Customers also tend to trust companies that maintain ethical and legal standards. A strong compliance foundation makes scaling easier because structured processes are already in place. Most importantly, businesses shield themselves from unnecessary penalties, financial losses, and reputational harm.

Building a Resilient SME for Long-Term Growth

Risk management and regulatory compliance should be viewed as essential pillars rather than tick in the box activity. SMEs that take proactive steps to identify risks, maintain documentation, follow regulations, and train their teams create a solid base for long-term success. 

In a business environment filled with uncertainties and rapid changes, resilience becomes a competitive advantage. When SMEs strengthen their risk and compliance systems, they not only avoid disruptions but also position themselves to seize new opportunities with confidence and clarity.

FAQs

1. Why is risk management important for SMEs?

Risk management helps SMEs identify potential threats early, reduce financial losses, improve decision-making, and maintain stable operations. It protects the business from disruptions and supports sustainable growth.
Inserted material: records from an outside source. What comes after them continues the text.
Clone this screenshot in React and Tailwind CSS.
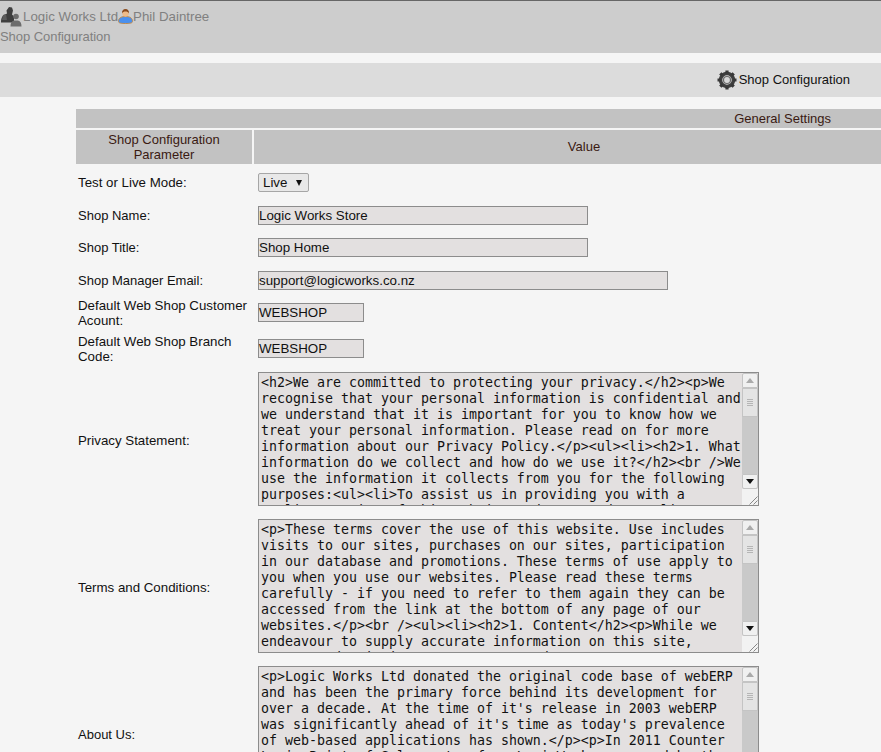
import React from 'react';

const PRIVACY = [
  '<h2>We are committed to protecting your privacy.</h2><p>We',
  'recognise that your personal information is confidential and',
  'we understand that it is important for you to know how we',
  'treat your personal information. Please read on for more',
  'information about our Privacy Policy.</p><ul><li><h2>1. What',
  'information do we collect and how do we use it?</h2><br />We',
  'use the information it collects from you for the following',
  'purposes:<ul><li>To assist us in providing you with a',
  'quality service of this website and our products</li>',
];

const TERMS = [
  '<p>These terms cover the use of this website. Use includes',
  'visits to our sites, purchases on our sites, participation',
  'in our database and promotions. These terms of use apply to',
  'you when you use our websites. Please read these terms',
  'carefully - if you need to refer to them again they can be',
  'accessed from the link at the bottom of any page of our',
  'websites.</p><br /><ul><li><h2>1. Content</h2><p>While we',
  'endeavour to supply accurate information on this site,',
  'errors and omissions may occur. We do not accept any</p>',
];

const ABOUT = [
  '<p>Logic Works Ltd donated the original code base of webERP',
  'and has been the primary force behind its development for',
  'over a decade. At the time of it\'s release in 2003 webERP',
  'was significantly ahead of it\'s time as today\'s prevalence',
  'of web-based applications has shown.</p><p>In 2011 Counter',
  'Logic Point of Sale system from LogicWorks was used by the',
];

function CompanyIcon() {
  return (
    <svg width="23" height="21" viewBox="0 0 23 21" className="shrink-0">
      <path d="M9 1l3 .5 1 3-1 4 2 2v6H1c0-4 1-7 4-8l2-1-.5-3z" fill="#3f3f3f" />
      <path d="M3 9l3-1 1 6H2z" fill="#5c5c5c" />
      <circle cx="16" cy="10.500" r="2.800" fill="#6e6e6e" />
      <path d="M10.500 20.500c0-3.500 1-5.500 3.500-6h4c2.500.5 3.500 2.500 3.500 6z" fill="#6c6c6c" />
    </svg>
  );
}

function UserIcon() {
  return (
    <svg width="15" height="15" viewBox="0 0 15 15" className="shrink-0">
      <path d="M.5 12.500c0-3.500 2.500-5 7-5s7 1.500 7 5c0 1.500-2.500 2-7 2s-7-.5-7-2z" fill="#4a90ee" stroke="#c08a4a" strokeWidth="1" />
      <circle cx="7.500" cy="4.500" r="3.200" fill="#eebb88" />
      <path d="M4 4.500C3.800 1.500 5.200 0 7.500 0s3.700 1.500 3.500 4.500C10.300 3 9 2.500 7.500 2.500S4.700 3 4 4.500z" fill="#8a4a1c" />
    </svg>
  );
}

function GearIcon() {
  return (
    <svg width="20" height="20" viewBox="0 0 20 20" className="shrink-0">
      <circle cx="10" cy="10" r="6.500" fill="none" stroke="#3f3f3f" strokeWidth="3.500" />
      <g stroke="#383838" strokeWidth="3.200">
        <path d="M10 .5v3M10 16.500v3M.5 10h3M16.500 10h3" />
        <path d="M3.300 3.300l2.200 2.200M14.500 14.500l2.200 2.200M3.300 16.700l2.200-2.200M14.500 5.500l2.200-2.200" />
      </g>
      <circle cx="10" cy="10" r="3.500" fill="#d8d8d8" stroke="#6a6a6a" strokeWidth="1.200" />
    </svg>
  );
}

function Scrollbar() {
  return (
    <div className="w-[16px] shrink-0 flex flex-col">
      <div className="h-[15px] bg-[#f0f0f0] border border-[#c4c4c4] rounded-t-[2px] flex items-center justify-center">
        <div className="w-0 h-0 border-x-[4px] border-x-transparent border-b-[5px] border-b-[#aaaaaa]" />
      </div>
      <div className="flex-1 flex flex-col bg-[#c9c9c9]">
        <div className="h-[29px] bg-[#e4e4e4] border border-[#c4c4c4] flex flex-col items-center justify-center gap-[1px]">
          <div className="w-[6px] h-px bg-[#b5b5b5]" />
          <div className="w-[6px] h-px bg-[#b5b5b5]" />
          <div className="w-[6px] h-px bg-[#b5b5b5]" />
          <div className="w-[6px] h-px bg-[#b5b5b5]" />
        </div>
      </div>
      <div className="h-[15px] bg-[#f0f0f0] border border-[#c4c4c4] rounded-b-[2px] flex items-center justify-center">
        <div className="w-0 h-0 border-x-[4px] border-x-transparent border-t-[5px] border-t-[#111111]" />
      </div>
      <div className="h-[16px] bg-[#f2f2f2] flex items-end justify-end">
        <svg width="10" height="10" viewBox="0 0 10 10">
          <path d="M9.500 1.500l-8 8M9.500 5.500l-4 4" stroke="#888" strokeWidth="1" fill="none" />
        </svg>
      </div>
    </div>
  );
}

function TextBox({ lines }) {
  return (
    <div className="h-[134px] w-[501px] mb-[2px] flex bg-[#e3e0e0] border border-[#8c8c8c]">
      <div className="flex-1 overflow-hidden pl-[2px] pt-[2px] font-['DejaVu_Sans_Mono',monospace] text-[13.29px] leading-[16px] text-[#111]">
        {lines.map((line, i) => (
          <div key={i} className="whitespace-pre">{line}</div>
        ))}
      </div>
      <Scrollbar />
    </div>
  );
}

function TextInput({ value, width }) {
  return (
    <div className={`${width} h-[19px] bg-[#e3e0e0] border border-[#8c8c8c] text-[13.33px] leading-[17px] text-[#111]`}>
      {value}
    </div>
  );
}

function Row({ label, height, wide = false, children }) {
  return (
    <div className={`flex items-center ${height}`}>
      <div className={`w-[176px] shrink-0 px-[2px] leading-[15px] ${wide ? 'text-[13.3px]' : 'text-[13px]'}`}>{label}</div>
      <div className="pl-[6px]">{children}</div>
    </div>
  );
}

export default function App() {
  return (
    <div className="h-[752px] overflow-hidden bg-[#f5f5f5] font-['Liberation_Sans',Arial,sans-serif] text-[13px] text-[#111]">
      <header className="h-[53px] bg-[#cdcdcd] border-t border-[#666] text-[#808080]">
        <div className="flex items-center h-[26px] pt-[5px] text-[13.3px]">
          <CompanyIcon />
          <span>Logic Works Ltd</span>
          <UserIcon />
          <span>Phil Daintree</span>
        </div>
        <div className="leading-[15px] mt-[2px] tracking-[-0.05px]">Shop Configuration</div>
      </header>

      <div className="mt-[10px] h-[34px] bg-[#dcdcdc] flex items-center justify-end pr-[31px] gap-[2px]">
        <GearIcon />
        <span>Shop Configuration</span>
      </div>

      <main className="mt-[12px] ml-[76px] w-[838px]">
        <div className="h-[19px] bg-[#c2c2c2] text-[#3a1a12] flex items-center justify-end pr-[83px]">General Settings</div>
        <div className="mt-[2px] flex gap-[2px] h-[34px] text-[#3a1a12]">
          <div className="w-[176px] bg-[#c2c2c2] flex items-center justify-center text-center leading-[15px]">
            Shop Configuration<br />Parameter
          </div>
          <div className="flex-1 bg-[#c2c2c2] flex items-center justify-center">Value</div>
        </div>

        <Row label="Test or Live Mode:" height="h-[36px]" wide>
          <div className="w-[51px] h-[19px] mt-[1px] bg-[#e8e8e8] border border-[#a6a6a6] rounded-[2px] flex items-center pl-[4px] text-[13.33px]">
            <span>Live</span>
            <span className="ml-[9px] w-0 h-0 border-x-[3px] border-x-transparent border-t-[6px] border-t-[#111]" />
          </div>
        </Row>
        <Row label="Shop Name:" height="h-[31px]"><TextInput value="Logic Works Store" width="w-[330px]" /></Row>
        <Row label="Shop Title:" height="h-[33px]"><TextInput value="Shop Home" width="w-[330px]" /></Row>
        <Row label="Shop Manager Email:" height="h-[33px]"><TextInput value="support@logicworks.co.nz" width="w-[410px]" /></Row>
        <Row label={<>Default Web Shop Customer<br />Acount:</>} height="h-[31px]" wide><TextInput value="WEBSHOP" width="w-[106px]" /></Row>
        <Row label={<>Default Web Shop Branch<br />Code:</>} height="h-[41px]" wide><TextInput value="WEBSHOP" width="w-[106px]" /></Row>
        <Row label="Privacy Statement:" height="h-[142px]" wide><TextBox lines={PRIVACY} /></Row>
        <Row label="Terms and Conditions:" height="h-[152px]" wide><TextBox lines={TERMS} /></Row>
        <Row label="About Us:" height="h-[142px]"><TextBox lines={ABOUT} /></Row>
      </main>
    </div>
  );
}
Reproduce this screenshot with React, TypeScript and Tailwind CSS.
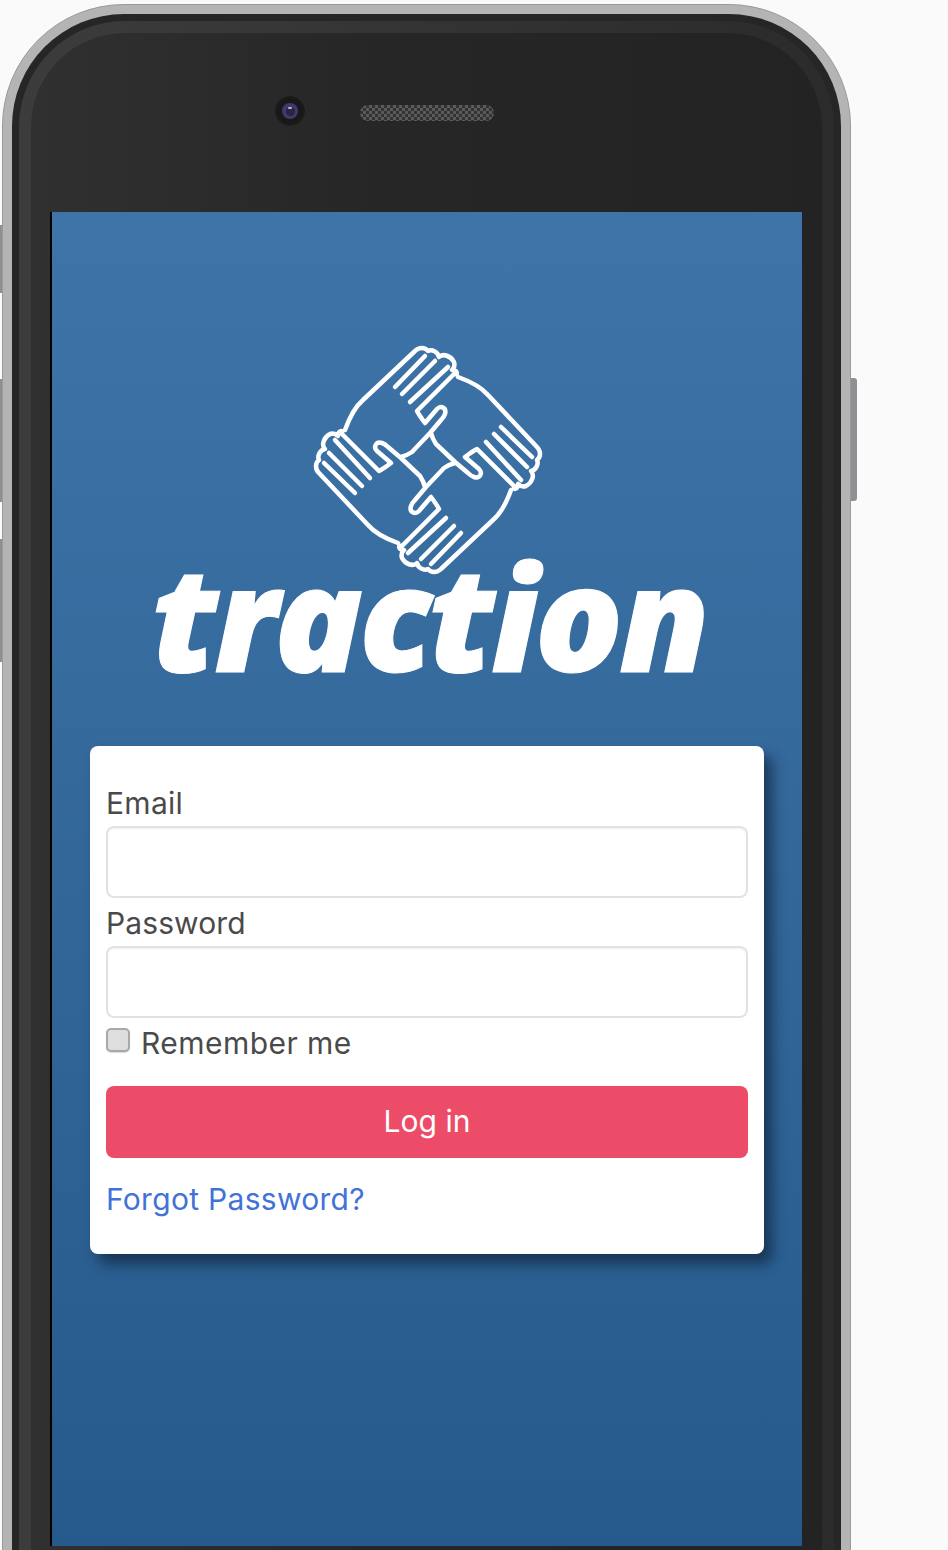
const handOutline =
  "M-83 -30C-78 -44 -72 -54 -65 -60L-13 -109C-9 -113 -3 -113 0 -109C4 -111 10 -108 11 -103C15 -107 23 -104 26 -98C27 -95 26 -92 24 -90C29 -90 31 -85 26 -86L-11 -49C-9 -45 -6 -41 -3 -37L9 -51C13 -55 19 -52 17 -46C16 -43 15 -42 13 -40L2 -27L-16 -8C-19 -6 -23 -4 -27 -3";
const fingerLines = ["M-33 -73L-3 -104", "M-26 -66L7 -99", "M-18 -58L20 -93"];

function Hand({ angle }: { angle: number }) {
  return (
    <g transform={`rotate(${angle})`}>
      <path d={handOutline} />
      {fingerLines.map((d) => (
        <path key={d} d={d} />
      ))}
    </g>
  );
}

function HandsLogo() {
  return (
    <svg
      viewBox="-125 -125 250 250"
      className="h-[250px] w-[250px]"
      fill="none"
      stroke="white"
      strokeWidth="4.5"
      strokeLinecap="round"
      strokeLinejoin="round"
    >
      <g transform="translate(1 0)">
        {[0, 90, 180, 270].map((angle) => (
          <Hand key={angle} angle={angle} />
        ))}
      </g>
    </svg>
  );
}

function Camera() {
  return (
    <div className="relative flex h-[30px] w-[30px] items-center justify-center rounded-full bg-[radial-gradient(circle,#181818_55%,#252525_100%)]">
      <div className="flex h-[16px] w-[16px] items-center justify-center rounded-full bg-[#43386e]">
        <div className="h-[9px] w-[9px] rounded-full bg-[#2a2440]" />
      </div>
      <div className="absolute left-[13px] top-[11px] h-[2px] w-[4px] rounded-full bg-[#b9b4c8]" />
    </div>
  );
}

function SideButton({ className }: { className: string }) {
  return <div className={`absolute bg-[#8f8f94] ${className}`} />;
}

const labelClass = "block h-[48px] pt-[5px] text-[30px] leading-[40px] text-[#4a4a4a]";
const inputClass =
  "block h-[72px] w-full rounded-[8px] border-2 border-[#e2e2e2] bg-white shadow-[inset_0_1px_2px_rgba(0,0,0,0.06)]";

export default function App() {
  return (
    <div className="relative h-[1550px] w-[948px] overflow-hidden bg-[#fafafa] font-['Inter','Liberation_Sans',sans-serif]">
      <SideButton className="left-0 top-[225px] h-[68px] w-[2px]" />
      <SideButton className="left-0 top-[379px] h-[123px] w-[2px]" />
      <SideButton className="left-0 top-[539px] h-[123px] w-[2px]" />
      <SideButton className="left-[851px] top-[378px] h-[123px] w-[6px] rounded-r-[3px]" />

      <div className="ml-[2px] mt-[4px] h-[1700px] w-[849px] rounded-[122px] border border-[#9a9a9a] bg-[#b4b4b4] p-[9px]">
        <div className="h-full rounded-[112px] bg-[#262626] p-[7px]">
          <div className="h-full rounded-[106px] bg-[linear-gradient(90deg,#3c3c3c_0%,#2b2b2b_100%)] p-[12px]">
            <div className="h-full rounded-[94px] bg-[linear-gradient(90deg,#303030_0%,#262626_45%,#232323_100%)] px-[19px] pt-[63px]">
              <div className="mb-[88px] flex h-[30px] items-start gap-[55px] pl-[225px]">
                <Camera />
                <div className="mt-[9px] h-[16px] w-[134px] rounded-full bg-[repeating-conic-gradient(#5a5a5a_0%_25%,#333333_0%_50%)] bg-[length:6px_6px]" />
              </div>

              <div className="h-[1334px] w-[752px] border-b-2 border-l-2 border-black">
                <div className="-mt-[2px] flex h-[1334px] w-[750px] flex-col items-center bg-[linear-gradient(180deg,#3f74a8_0%,#265a8c_100%)]">
                  <div className="mt-[123px] h-[250px] w-[250px]">
                    <HandsLogo />
                  </div>
                  <div className="-mt-[49px] ml-[4px] h-[160px] text-[146px] font-extrabold italic leading-[160px] tracking-[-4px] text-white font-['Open_Sans',sans-serif] [-webkit-text-stroke:1px_white]">
                    traction
                  </div>

                  <div className="mt-[50px] h-[508px] w-[674px] rounded-[8px] bg-white px-[16px] pt-[32px] shadow-[8px_10px_14px_rgba(15,35,60,0.7)]">
                    <label className={`${labelClass} tracking-[0.3px]`}>Email</label>
                    <input className={inputClass} />
                    <label className={`${labelClass} tracking-[0.1px]`}>Password</label>
                    <input className={inputClass} />
                    <label className="mt-[5px] flex h-[40px] items-start text-[30px] leading-[40px] tracking-[0.45px] text-[#4a4a4a]">
                      <span className="mr-[11px] mt-[5px] h-[24px] w-[24px] rounded-[5px] border-2 border-[#a8a8a8] bg-[#dedede] shadow-[0_1px_1px_rgba(0,0,0,0.15)]" />
                      Remember me
                    </label>
                    <button className="mt-[23px] block h-[72px] w-full rounded-[8px] bg-[#ec4c68] pb-[2px] text-[30px] text-white">
                      Log in
                    </button>
                    <a className="mt-[21px] block text-[30px] leading-[40px] tracking-[0.3px] text-[#4272d7]">Forgot Password?</a>
                  </div>
                </div>
              </div>
            </div>
          </div>
        </div>
      </div>
    </div>
  );
}
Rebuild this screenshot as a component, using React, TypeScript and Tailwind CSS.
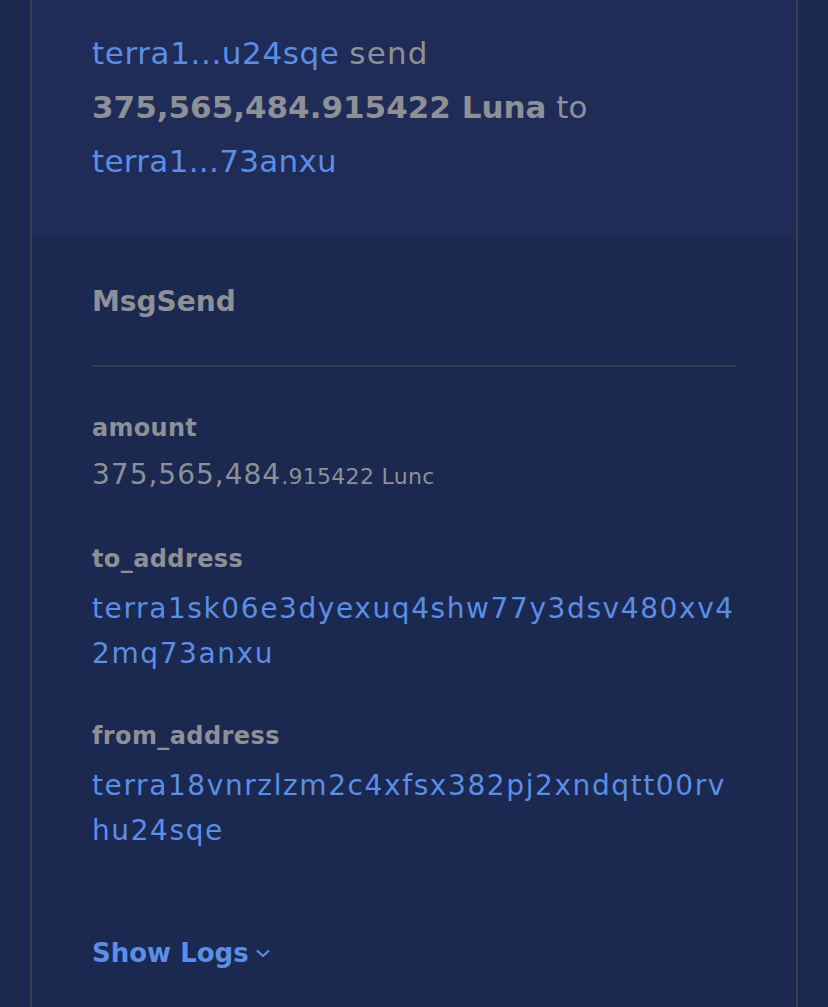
import React from "react";

const font = { fontFamily: '"DejaVu Sans", "Open Sans", sans-serif' };

export default function App() {
  return (
    <div className="min-h-screen w-full bg-[#1b2850] px-[30px]" style={font}>
      <div className="border-x-2 border-[#3a3e4c] min-h-[1007px]">
        <div className="bg-[#1f2c57] px-[60px] pt-[26px] pb-[48px] text-[31px] leading-[54px] text-[#8e9097]">
          <div>
            <span className="text-[#5b8ee6] tracking-[0.6px]">terra1...u24sqe</span>{" "}
            <span className="tracking-[1.2px]">send</span>
          </div>
          <div>
            <span className="font-bold">375,565,484.915422 Luna</span> to
          </div>
          <div className="text-[#5b8ee6] tracking-[0.3px]">terra1...73anxu</div>
        </div>
        <div className="px-[60px] pt-[46px] pb-[40px] text-[#8e9097]">
          <div className="text-[28px] leading-[40px] font-bold">MsgSend</div>
          <div className="mt-[43px] h-[2px] bg-[#353a50]" />
          <div className="mt-[44px] text-[24px] leading-[34px] font-bold tracking-[0.3px]">amount</div>
          <div className="mt-[10px] text-[28px] leading-[40px] tracking-[1px]">
            375,565,484<span className="text-[22px] tracking-[0.3px]">.915422 Lunc</span>
          </div>
          <div className="mt-[45px] text-[24px] leading-[34px] font-bold tracking-[0.4px]">to_address</div>
          <div className="mt-[10px] text-[28px] leading-[45px] text-[#5b8ee6] break-all tracking-[1.6px]">
            terra1sk06e3dyexuq4shw77y3dsv480xv42mq73anxu
          </div>
          <div className="mt-[43px] text-[24px] leading-[34px] font-bold tracking-[0.4px]">from_address</div>
          <div className="mt-[10px] text-[28px] leading-[45px] text-[#5b8ee6] break-all tracking-[1.6px]">
            terra18vnrzlzm2c4xfsx382pj2xndqtt00rvhu24sqe
          </div>
          <div className="mt-[82px] flex items-center gap-[6px] text-[26px] leading-[36px] font-bold text-[#5b8ee6]">
            <span>Show Logs</span>
            <svg width="16" height="10" viewBox="0 0 16 10" fill="none">
              <path d="M2.5 3l5.5 5 5.5-5" stroke="#5b8ee6" strokeWidth="2" strokeLinecap="round" strokeLinejoin="round" />
            </svg>
          </div>
        </div>
      </div>
    </div>
  );
}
2. What are the common compliance requirements for SMEs in India?

SMEs in India must comply with GST rules, income tax filings, labour laws, PF/ESI contributions, licensing requirements, workplace safety regulations, and proper bookkeeping standards.

3. How can SMEs improve regulatory compliance?

SMEs can improve compliance by maintaining accurate documentation, using automation tools for tax and accounting, conducting internal audits, staying updated on regulations, and consulting legal or financial experts.

4. What happens if an SME fails to stay compliant?

Non-compliance can lead to penalties, legal notices, operational disruptions, damaged reputation, and in severe cases, temporary shutdown of business activities.

5. Can technology help SMEs manage risks more effectively?

Yes. Technology tools like accounting software, compliance trackers, cybersecurity solutions, and automated reminders help SMEs monitor risks, prevent errors, and stay compliant with less manual effort.